B.C. Energy and Mines manager Thomson, in her e-mail to the Hopes in August, said the four companies were given the exclusive right in May to apply to develop petroleum and natural gas within their coal lands for a five-year period, ending Dec. 31, 2008.

The ministry granted exclusivity to the big coal owners because CBM requires large contiguous blocks of land to be successfully developed, Thomson wrote. "A policy decision was made to improve the potential for success of the industry by providing these coal owners with an incentive to have the industry on their lands.”

But Rutherford of the WCEL notes that the government didn't offer small landowners the first right to bid on the CBM entrapped within the coal deposits they own.

Had landowners been given a similar deal on exclusivity, "some small landowners would no doubt buy the rights and stop coalbed methane development," Rutherford says.

However, Thomson says in her e-mail to the Hopes in August that Energy and Mines' petroleum land branch had only begun a project to notify landowners whenever the government planned to auction the subsurface rights to their property. The branch hoped to have the notification program up and running "sometime in 2005," Thomson wrote.

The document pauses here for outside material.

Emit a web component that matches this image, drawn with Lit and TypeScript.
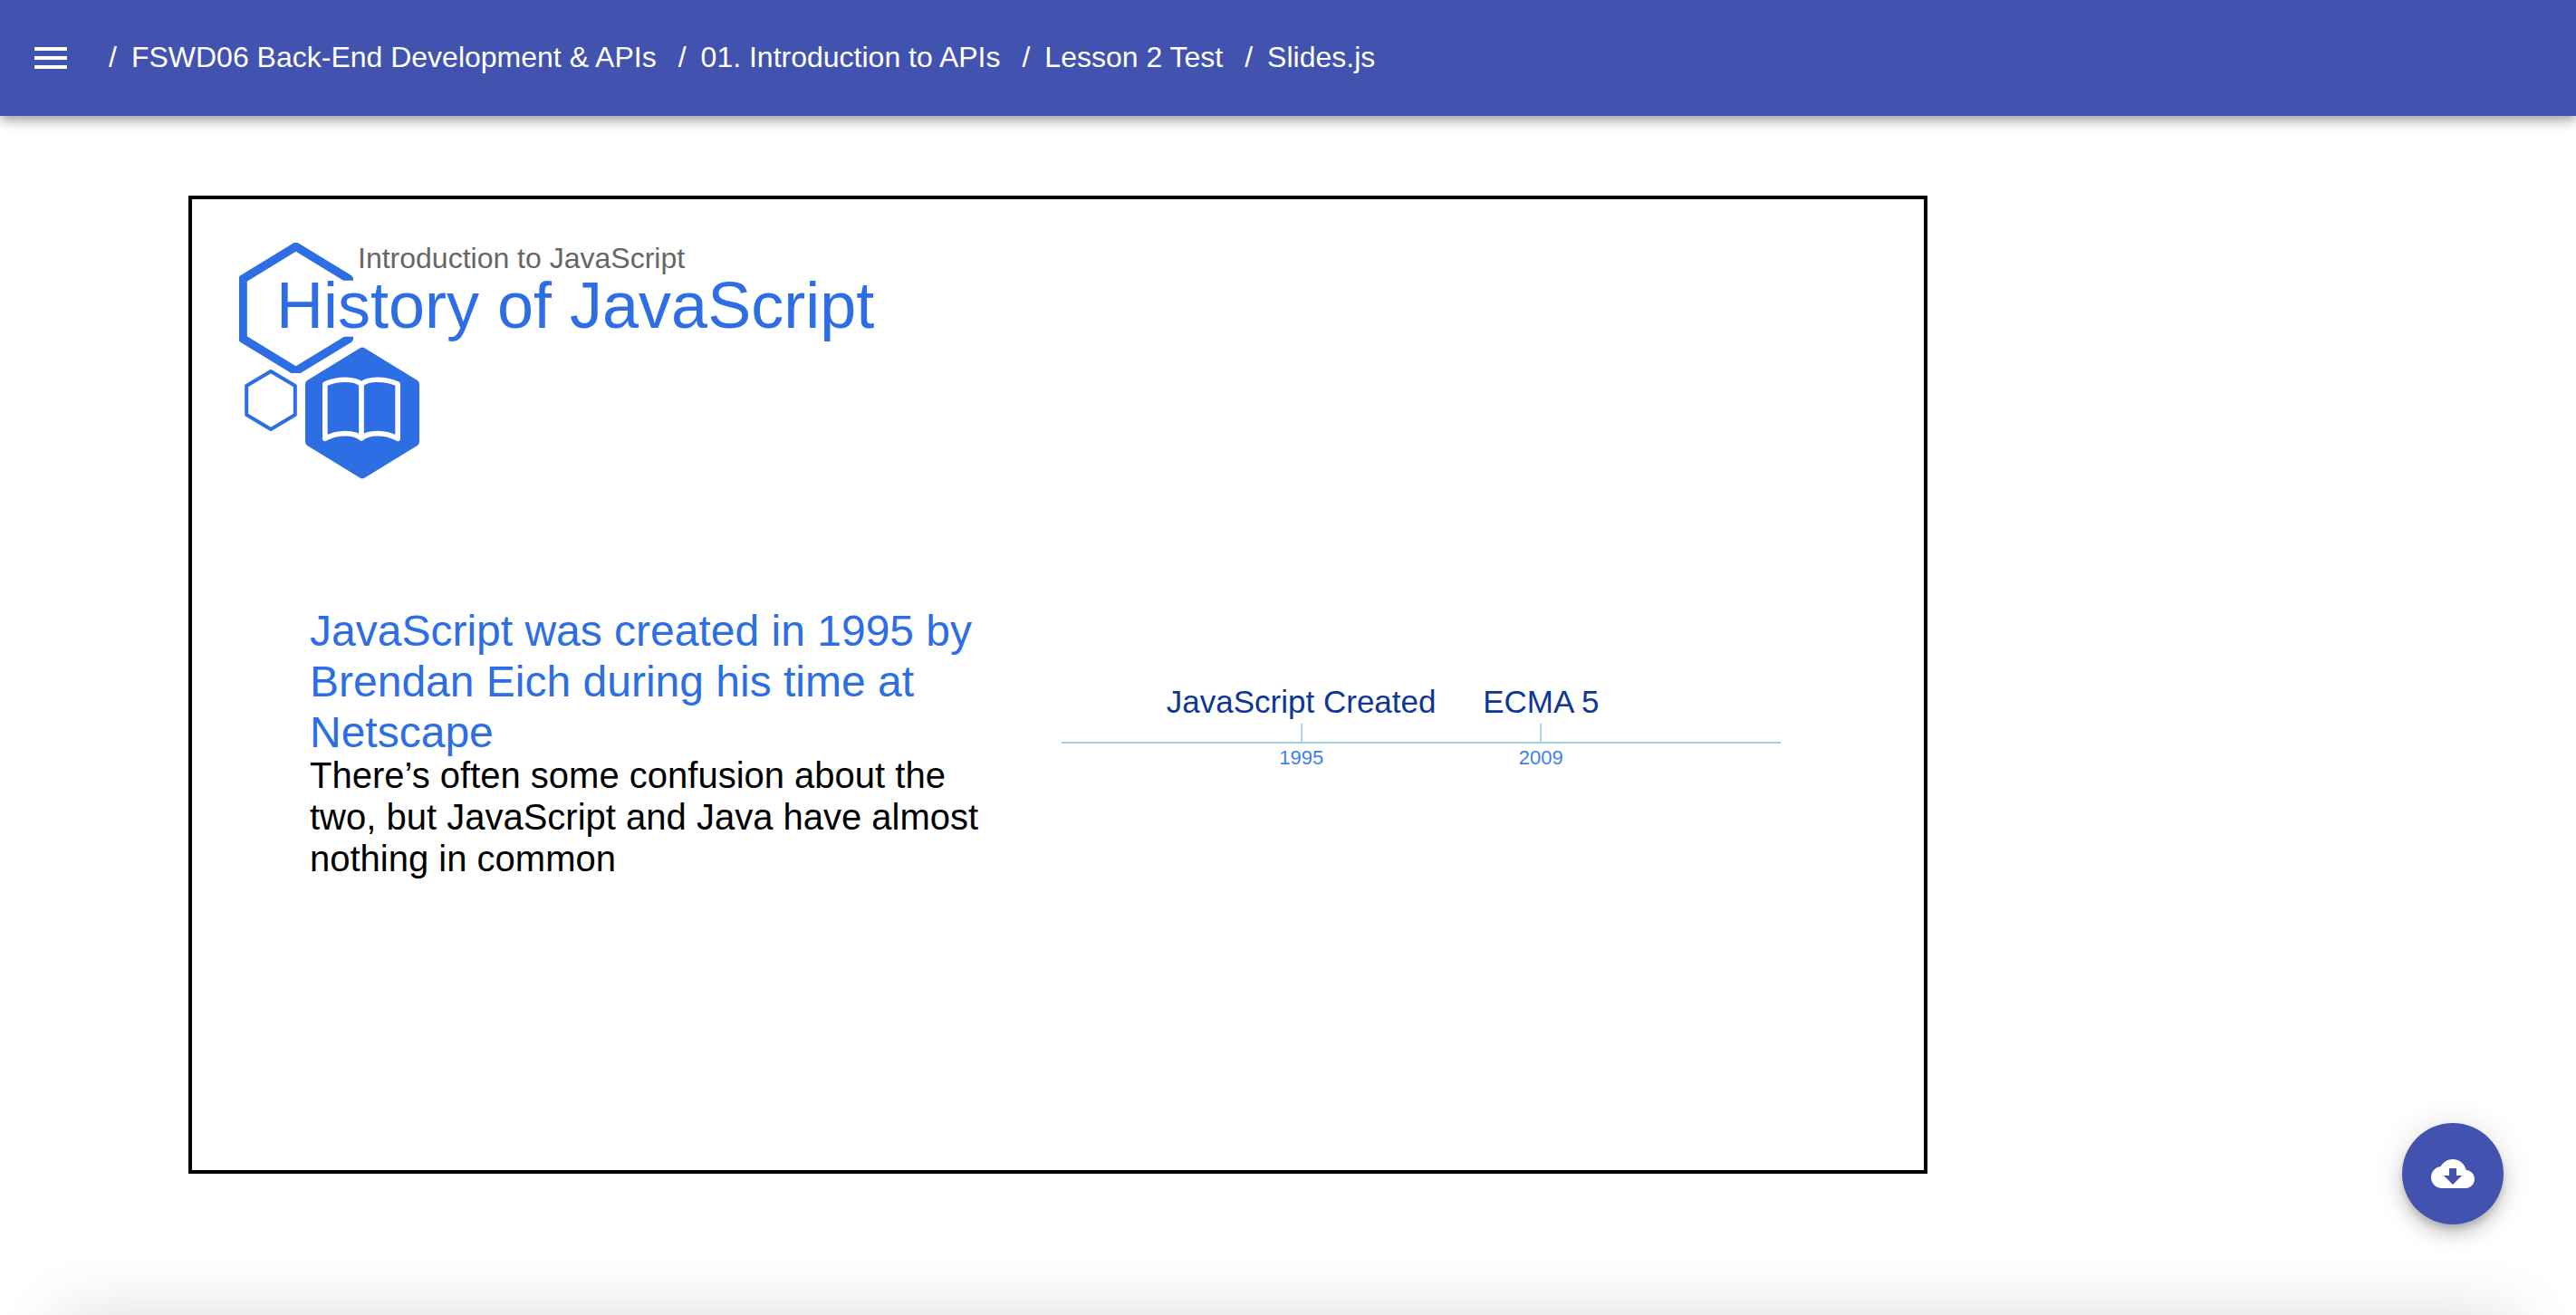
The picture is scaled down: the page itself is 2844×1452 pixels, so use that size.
import { LitElement, html, css, svg } from "lit";
import { customElement, property } from "lit/decorators.js";

interface TimelineEvent {
  label: string;
  year: string;
}

@customElement("app-bar")
class AppBar extends LitElement {
  @property({ attribute: false }) crumbs: string[] = [];

  static styles = css`
    :host {
      display: block;
    }
    .bar {
      display: flex;
      align-items: center;
      gap: 40px;
      height: 128px;
      padding: 0 32px;
      box-sizing: border-box;
      background: #4252af;
      color: #fff;
      box-shadow: 0 4px 8px -2px rgba(0, 0, 0, 0.2), 0 8px 10px rgba(0, 0, 0, 0.14),
        0 2px 20px rgba(0, 0, 0, 0.12);
    }
    .menu {
      display: flex;
      padding: 0;
      border: 0;
      background: none;
      color: inherit;
      cursor: pointer;
    }
    .icon {
      width: 48px;
      height: 48px;
      fill: currentColor;
    }
    .crumbs {
      display: flex;
      flex-wrap: wrap;
      margin: 0;
      padding: 0 0 2px;
      list-style: none;
      font-size: 32px;
      line-height: 40px;
    }
    .crumb {
      display: flex;
      gap: 16px;
      margin-right: 24px;
    }
    .crumb::before {
      content: "/";
    }
    .link {
      color: inherit;
      text-decoration: none;
    }
  `;

  render() {
    return html`
      <header class="bar">
        <button class="menu" aria-label="Open menu">
          <svg class="icon" viewBox="0 0 24 24" aria-hidden="true">
            <path d="M3 18h18v-2H3v2zm0-5h18v-2H3v2zm0-7v2h18V6H3z" />
          </svg>
        </button>
        <nav aria-label="Breadcrumb">
          <ol class="crumbs">
            ${this.crumbs.map(
              (c) => html`<li class="crumb"><a class="link" href="#">${c}</a></li>`
            )}
          </ol>
        </nav>
      </header>
    `;
  }
}

@customElement("slide-timeline")
class SlideTimeline extends LitElement {
  @property({ attribute: false }) events: TimelineEvent[] = [];

  static styles = css`
    :host {
      display: block;
    }
    /* Equal rows above and below keep the axis on the vertical centre. */
    .timeline {
      display: grid;
      grid-template-rows: 1fr 2px 1fr;
      grid-template-columns: repeat(6, minmax(0, 1fr));
    }
    .axis {
      grid-row: 2;
      grid-column: 1 / -1;
      background: #a0d3e2;
    }
    .event {
      grid-row: 1 / 4;
      display: grid;
      grid-template-rows: subgrid;
      justify-items: center;
      white-space: nowrap;
    }
    /* The two events are centred on the thirds of the axis. */
    .event:first-of-type {
      grid-column: 2 / span 2;
    }
    .event:last-of-type {
      grid-column: 4 / span 2;
    }
    .label {
      display: flex;
      flex-direction: column;
      align-items: center;
      gap: 4px;
      width: 0;
      font-size: 35px;
      line-height: 40px;
      color: #0d3795;
    }
    .label::after {
      content: "";
      width: 2px;
      height: 20px;
      background: #a9d8e6;
    }
    .year {
      grid-row: 3;
      padding-top: 4px;
      font-size: 22px;
      line-height: 24px;
      color: #3f7df0;
    }
  `;

  render() {
    return html`
      <div class="timeline">
        <span class="axis"></span>
        ${this.events.map(
          (e) => html`
            <div class="event">
              <span class="label">${e.label}</span>
              <time class="year">${e.year}</time>
            </div>
          `
        )}
      </div>
    `;
  }
}

const emblem = svg`
  <defs>
    <clipPath id="opening">
      <path d="M180 200H600V329H520V515H600V636H180Z" />
    </clipPath>
  </defs>
  <g fill="none" stroke="currentColor" stroke-linejoin="round">
    <path
      clip-path="url(#opening)"
      stroke-width="28"
      d="M556 340V324L380 217L204.5 324V522L380 629L556 522V506"
    />
    <path stroke-width="12" d="M297 630L377.500 678V774L297 822L216.500 774V678Z" />
    <path
      fill="currentColor"
      stroke-width="28"
      d="M600 565L775 672V864L600 971L425 864V672Z"
    />
    <path
      stroke="#fff"
      stroke-width="17"
      d="M597 673C575 653 520 653 476.500 672V853C520 829 575 832 597 852C619 832 674 829 717.500 853V672C674 653 619 653 597 673V852"
    />
  </g>
`;

@customElement("lesson-slide")
class LessonSlide extends LitElement {
  static styles = css`
    :host {
      display: block;
    }
    .slide {
      box-sizing: border-box;
      max-width: 1920px;
      aspect-ratio: 16 / 9;
      padding: 48px 52px;
      border: 4px solid #000;
    }
    /* The emblem and the titles share one cell, titles on top. */
    .head {
      display: grid;
      justify-items: start;
      align-items: start;
      color: #2d6ee5;
    }
    .emblem,
    .titles {
      grid-area: 1 / 1;
    }
    .emblem {
      width: 200px;
      height: 262px;
    }
    .titles {
      padding-left: 41px;
    }
    .topic {
      margin: 0;
      padding-left: 90px;
      font-size: 32px;
      line-height: 34px;
      color: #666;
    }
    .title {
      margin: 0;
      font-size: 72px;
      font-weight: 400;
      line-height: 70px;
    }
    .body {
      display: grid;
      grid-template-columns: 1fr 1fr;
      align-items: center;
      gap: 36px;
      margin-top: 139px;
      padding: 0 106px 0 78px;
    }
    .copy {
      padding-right: 48px;
    }
    .lead {
      margin: 0;
      font-size: 48px;
      font-weight: 400;
      line-height: 56px;
      color: #2d6ee5;
    }
    .note {
      margin: -4px 0 0;
      font-size: 40px;
      line-height: 46px;
      color: #000;
    }
  `;

  private events: TimelineEvent[] = [
    { label: "JavaScript Created", year: "1995" },
    { label: "ECMA 5", year: "2009" },
  ];

  render() {
    return html`
      <article class="slide">
        <div class="head">
          <svg class="emblem" viewBox="192 204 600 786" aria-hidden="true">${emblem}</svg>
          <div class="titles">
            <p class="topic">Introduction to JavaScript</p>
            <h1 class="title">History of JavaScript</h1>
          </div>
        </div>
        <div class="body">
          <div class="copy">
            <h2 class="lead">
              JavaScript was created in 1995 by Brendan Eich during his time at Netscape
            </h2>
            <p class="note">
              There’s often some confusion about the two, but JavaScript and Java have almost
              nothing in common
            </p>
          </div>
          <slide-timeline .events=${this.events}></slide-timeline>
        </div>
      </article>
    `;
  }
}

@customElement("app-root")
class AppRoot extends LitElement {
  static styles = css`
    :host {
      display: block;
      min-height: 100vh;
      background: #fff;
      font-family: "Liberation Sans", Arial, Helvetica, sans-serif;
    }
    .main {
      padding: 88px 208px 100px;
    }
    .download {
      position: fixed;
      right: 80px;
      bottom: 100px;
      display: flex;
      align-items: center;
      justify-content: center;
      width: 112px;
      height: 112px;
      padding: 0;
      border: 0;
      border-radius: 50%;
      background: #4252af;
      color: #fff;
      cursor: pointer;
      box-shadow: 0 6px 10px -2px rgba(0, 0, 0, 0.2), 0 12px 20px rgba(0, 0, 0, 0.14),
        0 2px 36px rgba(0, 0, 0, 0.12);
    }
    .icon {
      width: 48px;
      height: 48px;
      fill: currentColor;
    }
    /* Collapsed bottom sheet: only its shadow reaches into the window. */
    .sheet {
      position: fixed;
      left: 64px;
      right: 64px;
      top: 100%;
      height: 160px;
      box-shadow: 0 0 72px rgba(0, 0, 0, 0.14);
      pointer-events: none;
    }
  `;

  private crumbs = [
    "FSWD06 Back-End Development & APIs",
    "01. Introduction to APIs",
    "Lesson 2 Test",
    "Slides.js",
  ];

  render() {
    return html`
      <app-bar .crumbs=${this.crumbs}></app-bar>
      <main class="main">
        <lesson-slide></lesson-slide>
      </main>
      <div class="sheet"></div>
      <button class="download" aria-label="Download">
        <svg class="icon" viewBox="0 0 24 24" aria-hidden="true">
          <path
            d="M19.350 10.040C18.670 6.590 15.640 4 12 4 9.110 4 6.600 5.640 5.350 8.040 2.340 8.360 0 10.910 0 14c0 3.310 2.690 6 6 6h13c2.760 0 5-2.240 5-5 0-2.640-2.050-4.780-4.650-4.960zM17 13l-5 5-5-5h3V9h4v4h3z"
          />
        </svg>
      </button>
    `;
  }
}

Given the 2003 law, the Hopes say they've had no choice but to allow the oil and gas company that knocked on their door in 2002 to do seismic exploration for CBM on their ranch, which is mostly rolling hills of grasslands. Drilling has started a few kilometres away, Brad Hope says. "We not only feel like we've been had, but now we also have to live with the negative impacts of drilling right on our property.”

"Coalbed methane is not a pretty industry," Hope adds. "But this government seems hell-bent on forcing it down our throats.”